<FOOLISH FOUR PORTFOLIO>
Can't leave well enough alone?
RESTON, VA (Sept. 3, 1999) -- I must have received hundreds of e-mails over the past several years from folks asking if I thought they should modify the Foolish Four just a bit, either because they had an idea that might improve the returns, or they had a really bad feeling about one of the stocks. (Sears seems to be the prime candidate for that last question these days.)
There are two correct replies: Absolutely not, and, sure, why not?
A few paragraphs down, that might make sense.
The essence of mechanical investing, Motley Fool style, is that you follow a prescribed formula. That formula has been backtested over a number of years. (The formula isn't something that "just works," by the way. It has to be based on sound investing principles.) By backtesting a certain formula, we can see how a particular strategy would have worked in the past.
That is no guarantee of how it will work in the future, but it probably beats hot stock tips via e-mail.

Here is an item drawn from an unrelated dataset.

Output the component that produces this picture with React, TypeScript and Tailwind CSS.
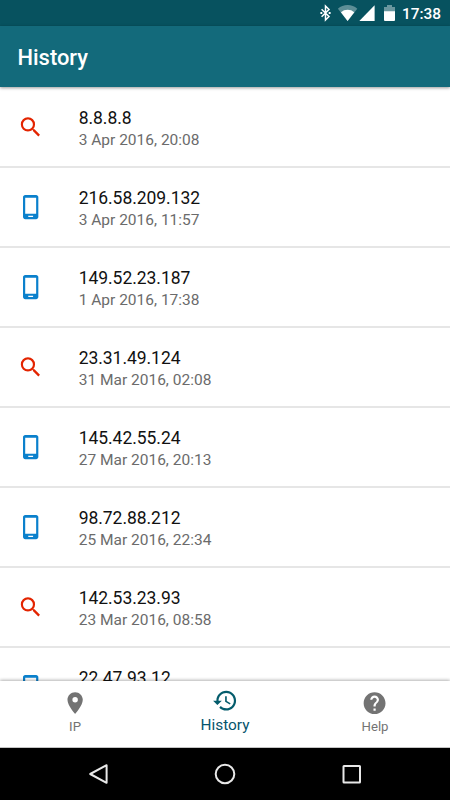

So when people ask if they might be better off selling each stock as soon as it goes up 30%, but that idea has not been tested, there really is no answer. I just don't know -- and testing most of them is not an easy proposition. (Those that are easy to test have probably already been tested.) But I have complete sympathy with the urge to improve on "the system." That's where the Foolish Four came from in the first place.
One of the wonderful things about mechanical investing is the way that it seems to inspire people to come up with creative ideas. The downside is that unless an idea has been tested, and some are nearly impossible to test, there is absolutely no way to know whether it will be better or worse than the original strategy. A lot of ideas that sound good don't work out so well in practice.
So, the answer is no, don't mess with the system. You have no way to know how it will work out, and the odds are pretty good that it won't beat the Foolish Four. On the other hand, who am I to tell anyone what to do? We preach that people are responsible for their own investing decisions and if Joe Rolldice wants to come up with a system of his own, hey, maybe it will triple the market.
The path between these two extremes is our Fool Four message board. That's where new ideas can be debated, new strategies tested. At this point, many of the "new" ideas have already been debated and/or tested, and that information has been compiled by True Fool, Dave Goldman, in a Frequently Asked Questions post that he maintains purely out of the goodness of his heart. If you have an idea to improve on the Foolish Four, that's the place to start. It's also a grand place to get up to speed with what is happening on the message board without plowing through 25,000 posts.
For those who are strongly afflicted with the urge to mess with the system and who have a quantitative bent, we have the Foolish Workshop, a place where new screens -- less tested than the Foolish Four but very promising -- are constantly being discussed and tinkered with. The emphasis there is on thorough testing and statistical validation.
Whatever your inclination, though, there is one inescapable fact of life when it comes to mechanical investing: You should absolutely (and I mean it this time) never invest in a mechanical stock picking strategy unless you thoroughly understand the criteria it uses, how it picks stocks and why, how it has done over the past decade, and how it fits into your overall investing goals.